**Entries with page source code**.
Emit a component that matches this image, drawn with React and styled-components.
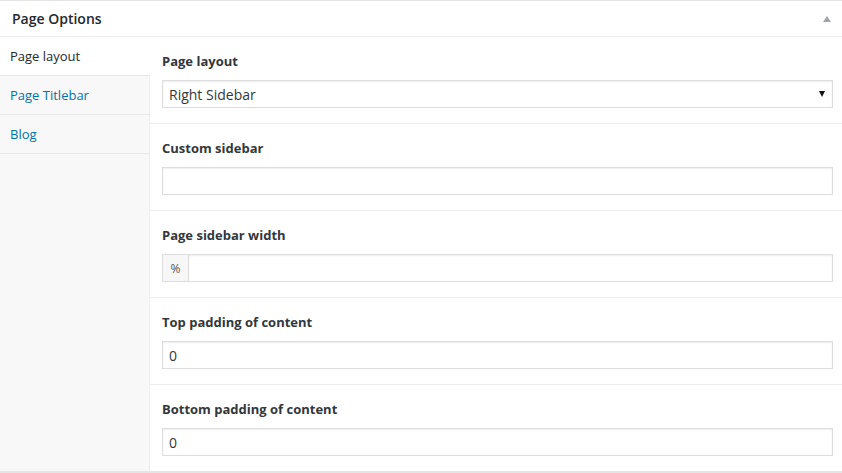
import React from "react";
import styled, { createGlobalStyle } from "styled-components";

const GlobalStyle = createGlobalStyle`
  body {
    margin: 0;
    background: #fff;
    font-family: "Open Sans", "Liberation Sans", sans-serif;
    font-size: 13px;
    color: #32373c;
  }
`;

const tabs = ["Page layout", "Page Titlebar", "Blog"];

const fields = [
  { label: "Page layout", type: "select", value: "Right Sidebar" },
  { label: "Custom sidebar", type: "text", value: "" },
  { label: "Page sidebar width", type: "addon", value: "" },
  { label: "Top padding of content", type: "text", value: "0" },
  { label: "Bottom padding of content", type: "text", value: "0" },
];

function Field({ field }) {
  if (field.type === "select") {
    return (
      <SelectWrap>
        <Select defaultValue={field.value}>
          <option>Right Sidebar</option>
          <option>Left Sidebar</option>
          <option>No Sidebar</option>
        </Select>
        <SelectArrow />
      </SelectWrap>
    );
  }
  if (field.type === "addon") {
    return (
      <AddonGroup>
        <Addon>%</Addon>
        <Input $joined defaultValue={field.value} />
      </AddonGroup>
    );
  }
  return <Input defaultValue={field.value} />;
}

function App() {
  return (
    <>
      <GlobalStyle />
      <Postbox>
        <Header>
          <Title>Page Options</Title>
          <Toggle />
        </Header>
        <Body>
          <Sidebar>
            {tabs.map((t, i) => (
              <Tab key={t} $active={i === 0}>
                {t}
              </Tab>
            ))}
          </Sidebar>
          <Panel>
            {fields.map((f) => (
              <Section key={f.label}>
                <Label>{f.label}</Label>
                <Field field={f} />
              </Section>
            ))}
          </Panel>
        </Body>
      </Postbox>
    </>
  );
}

const Postbox = styled.div`
  border-top: 1px solid #e5e5e5;
  border-bottom: 2px solid #e5e5e5;
  background: #fff;
`;

const Header = styled.div`
  height: 35px;
  border-bottom: 1px solid #eee;
  display: flex;
  align-items: center;
  justify-content: space-between;
  padding: 0 11px 0 12px;
`;

const Title = styled.h2`
  margin: 0;
  font-size: 14px;
  font-weight: 600;
  color: #23282d;
  line-height: 1.4;
`;

const Toggle = styled.span`
  width: 0;
  height: 0;
  border-left: 4px solid transparent;
  border-right: 4px solid transparent;
  border-bottom: 6px solid #a0a5aa;
  margin-top: 1px;
`;

const Body = styled.div`
  display: flex;
`;

const Sidebar = styled.ul`
  list-style: none;
  margin: 0;
  padding: 0;
  width: 149px;
  flex-shrink: 0;
  background: #f8f8f8;
  border-right: 1px solid #eee;
`;

const Tab = styled.li`
  height: 38px;
  line-height: 38px;
  padding-left: 10px;
  border-bottom: 1px solid #e8e8e8;
  font-size: 13px;
  color: ${(p) => (p.$active ? "#23282d" : "#0073aa")};
  background: ${(p) => (p.$active ? "#fff" : "transparent")};
  margin-right: ${(p) => (p.$active ? "-1px" : "0")};
  position: relative;
`;

const Panel = styled.div`
  flex: 1;
`;

const Section = styled.div`
  padding: 15px 9px 15px 12px;
  border-bottom: 1px solid #eee;
  &:last-child {
    border-bottom: none;
  }
`;

const Label = styled.div`
  font-weight: 700;
  font-size: 13px;
  line-height: 18px;
  color: #32373c;
  margin-bottom: 10px;
`;

const Input = styled.input`
  box-sizing: border-box;
  display: block;
  width: 100%;
  height: 28px;
  margin: 0;
  padding: 0 6px;
  border: 1px solid #ddd;
  ${(p) => (p.$joined ? "border-left: none;" : "")}
  border-radius: 0;
  box-shadow: inset 0 1px 2px rgba(0, 0, 0, 0.07);
  font-family: "Open Sans", "Liberation Sans", sans-serif;
  font-size: 14px;
  color: #32373c;
  outline: none;
  background: #fff;
`;

const SelectWrap = styled.div`
  position: relative;
`;

const Select = styled.select`
  box-sizing: border-box;
  display: block;
  width: 100%;
  height: 28px;
  margin: 0;
  padding: 0 6px;
  border: 1px solid #ddd;
  border-radius: 0;
  box-shadow: inset 0 1px 2px rgba(0, 0, 0, 0.07);
  appearance: none;
  background: #fff;
  font-family: "Open Sans", "Liberation Sans", sans-serif;
  font-size: 14px;
  color: #32373c;
  outline: none;
`;

const SelectArrow = styled.span`
  position: absolute;
  right: 8px;
  top: 11px;
  width: 0;
  height: 0;
  border-left: 3px solid transparent;
  border-right: 3px solid transparent;
  border-top: 6px solid #111;
  pointer-events: none;
`;

const AddonGroup = styled.div`
  display: flex;
`;

const Addon = styled.span`
  box-sizing: border-box;
  width: 27px;
  height: 28px;
  flex-shrink: 0;
  display: flex;
  align-items: center;
  justify-content: center;
  background: #f7f7f7;
  border: 1px solid #ddd;
  font-size: 12px;
  color: #555;
`;

export default App;
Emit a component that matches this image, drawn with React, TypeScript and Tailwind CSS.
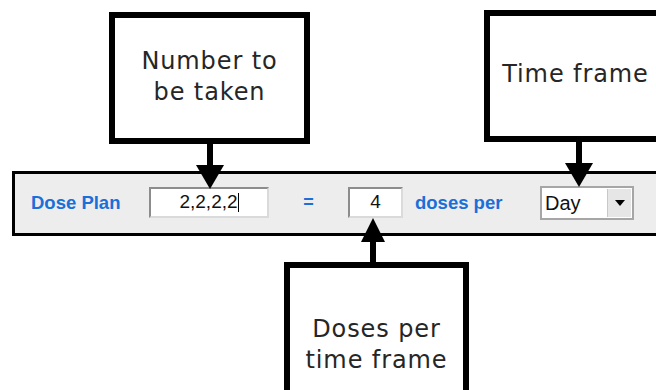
import React from "react";

const calloutFont = { fontFamily: '"DejaVu Sans", sans-serif' };
const formFont = { fontFamily: '"Liberation Sans", Arial, sans-serif' };

function ArrowDown({ className }: { className: string }) {
  return (
    <svg className={className} width="32" height="46" viewBox="0 0 32 46">
      <rect x="13" y="0" width="6" height="22" fill="#000" />
      <polygon points="2,21 30,21 16,45" fill="#000" />
    </svg>
  );
}

function ArrowUp({ className }: { className: string }) {
  return (
    <svg className={className} width="26" height="46" viewBox="0 0 26 46">
      <rect x="10" y="22" width="6" height="24" fill="#000" />
      <polygon points="1,24 25,24 13,0" fill="#000" />
    </svg>
  );
}

function Callout({ lines, className }: { lines: string[]; className: string }) {
  return (
    <div
      className={`relative shrink-0 border-[6px] border-black bg-white flex flex-col items-center justify-start text-[#262626] text-[24px] leading-[31px] tracking-[0.9px] ${className}`}
      style={calloutFont}
    >
      {lines.map((l) => (
        <span key={l}>{l}</span>
      ))}
    </div>
  );
}

export default function App() {
  return (
    <div className="relative w-[656px] h-[390px] overflow-hidden bg-white">
      {/* callouts above */}
      <div className="flex items-start h-[171px]">
        <div className="relative ml-[109px] mt-[12px]">
          <Callout lines={["Number to", "be taken"]} className="w-[201px] h-[132px] pt-[28px]" />
          <ArrowDown className="absolute left-[85px] top-full z-10" />
        </div>
        <div className="relative ml-[174px] mt-[10px]">
          <Callout lines={["Time frame"]} className="w-[189px] h-[132px] pt-[43px] pr-[6px]" />
          <ArrowDown className="absolute left-[79px] top-full z-10" />
        </div>
      </div>

      {/* form strip */}
      <div
        className="ml-[12px] w-[700px] h-[65px] border-[3px] border-black bg-[#ededed] flex items-center pb-[2px]"
        style={formFont}
      >
        <span className="w-[134px] pl-[16px] text-[18.5px] font-bold text-[#1b6fd8]">Dose Plan</span>
        <div className="w-[120px] h-[31px] bg-white border-2 border-t-[#8c8c8c] border-l-[#8c8c8c] border-r-[#dadada] border-b-[#dadada] flex items-center justify-center text-[19px] text-[#111]">
          <span>2,2,2,2</span>
          <span className="w-[1px] h-[19px] bg-black" />
        </div>
        <span className="w-[79px] text-center text-[18px] font-bold text-[#1b6fd8]">=</span>
        <div className="w-[55px] h-[31px] bg-white border-2 border-t-[#8c8c8c] border-l-[#8c8c8c] border-r-[#dadada] border-b-[#dadada] flex items-center justify-center text-[19px] text-[#111]">
          4
        </div>
        <span className="w-[137px] pl-[12px] text-[18.5px] font-bold text-[#1b6fd8]">doses per</span>
        <div className="w-[94px] h-[34px] bg-white border-2 border-[#a6a6a6] flex items-stretch">
          <span className="flex-1 flex items-center pl-[3px] text-[20px] text-[#111]">Day</span>
          <span className="w-[24px] my-[1px] mr-[1px] bg-[#e6e6e6] border-l border-[#c8c8c8] flex items-center justify-center">
            <svg width="10" height="6" viewBox="0 0 10 6">
              <polygon points="0,0 10,0 5,6" fill="#000" />
            </svg>
          </span>
        </div>
      </div>

      {/* callout below */}
      <div className="relative ml-[284px] mt-[26px] w-[185px]">
        <ArrowUp className="absolute left-[76px] bottom-full mb-[-2px] z-10" />
        <Callout lines={["Doses per", "time frame"]} className="w-[185px] h-[150px] pt-[46px] leading-[30px]" />
      </div>
    </div>
  );
}
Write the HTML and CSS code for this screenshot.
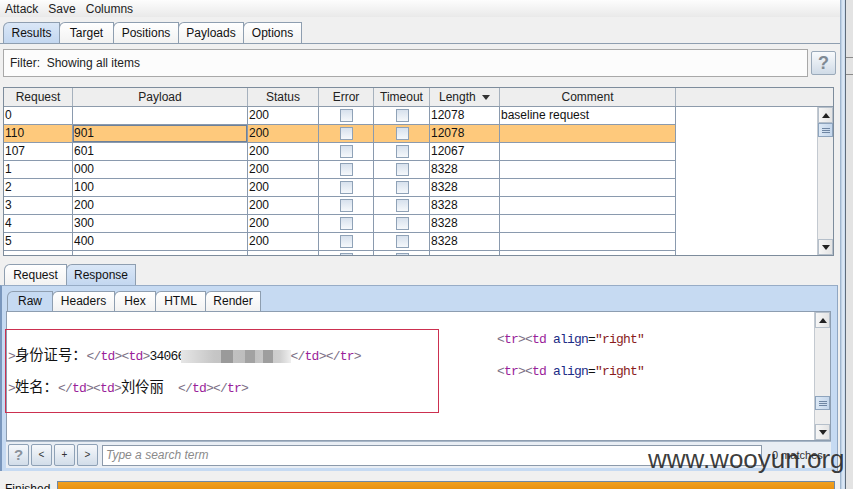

**What the exercise asks**. Sift through the entries and copy every line with "components".

**Reply to the task**.
Emit a component that matches this image, drawn with React and styled-components.
import styled, { createGlobalStyle } from "styled-components";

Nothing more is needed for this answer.